In December, President Rajapakse met with corporate media heads, advising them to align their publications with his government’s policies. “I anticipate that all the media organisations will fulfil their duty to the country through journalism which helps to uplift the dignity of the country,” he declared.
Death threats, assassinations and disappearances of journalists were frequent during Rajapakse’s tenure as defence secretary—from 2005 to 2015—when his brother Mahinda was the president.
While former President Maithripala Sirisena and Prime Minister Ranil Wickremesinghe came to power promising to expose and prosecute those responsible for the attacks on media workers, nothing changed. Police investigations into the disappearance of political analyst and cartoonist Prageeth Eknaligoda and the abductions and assaults of Rivira’s former editor Upali Tennekoon and the Nation’s deputy editor Keith Noyahr and its senior journalist Namal Perera were political delaying tactics and came to nothing.
In fact, the intimidation and harassment of media workers and attacks on freedom of expression continued under the Sirisena-Wickremesinghe administration. This included the jailing of award-winning writer Shakthika Sathkumara and police threats against artist Malaka Devapriya. Both cases were initiated after complaints to the police by extreme-right Buddhist monks.
The escalating attacks on journalists and media freedom in Sri Lanka are an international phenomenon. The sharpest expression of this is the persecution and jailing of WikiLeaks publisher Julian Assange in Britain, and the moves to extradite him to US to face espionage charges.

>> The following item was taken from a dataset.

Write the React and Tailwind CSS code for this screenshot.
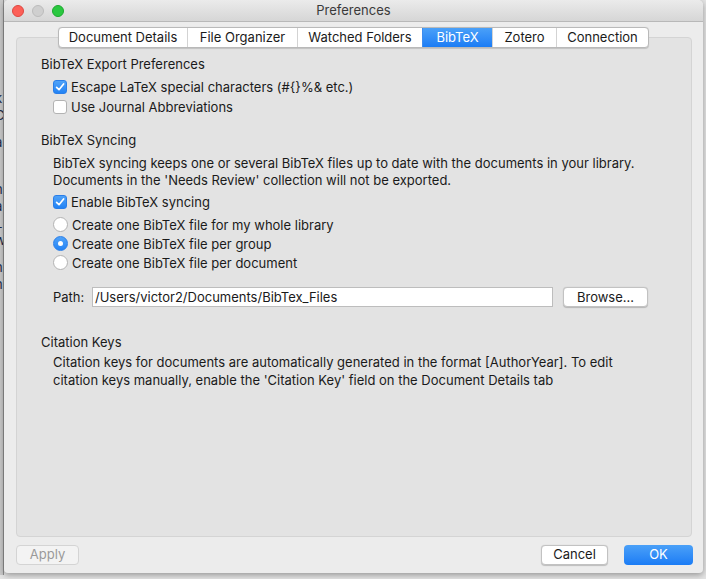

Since Rajapakse’s swearing in as president, Sri Lanka’s corporate media has ignored the escalating intimidation of media workers and not published a word about the death threats issued against the Batticaloa journalists. The growing coercion is part of a broader crackdown against the democratic rights of the working class as the new government, nervous about the eruption of strikes and protests, moves towards authoritarian methods of rule.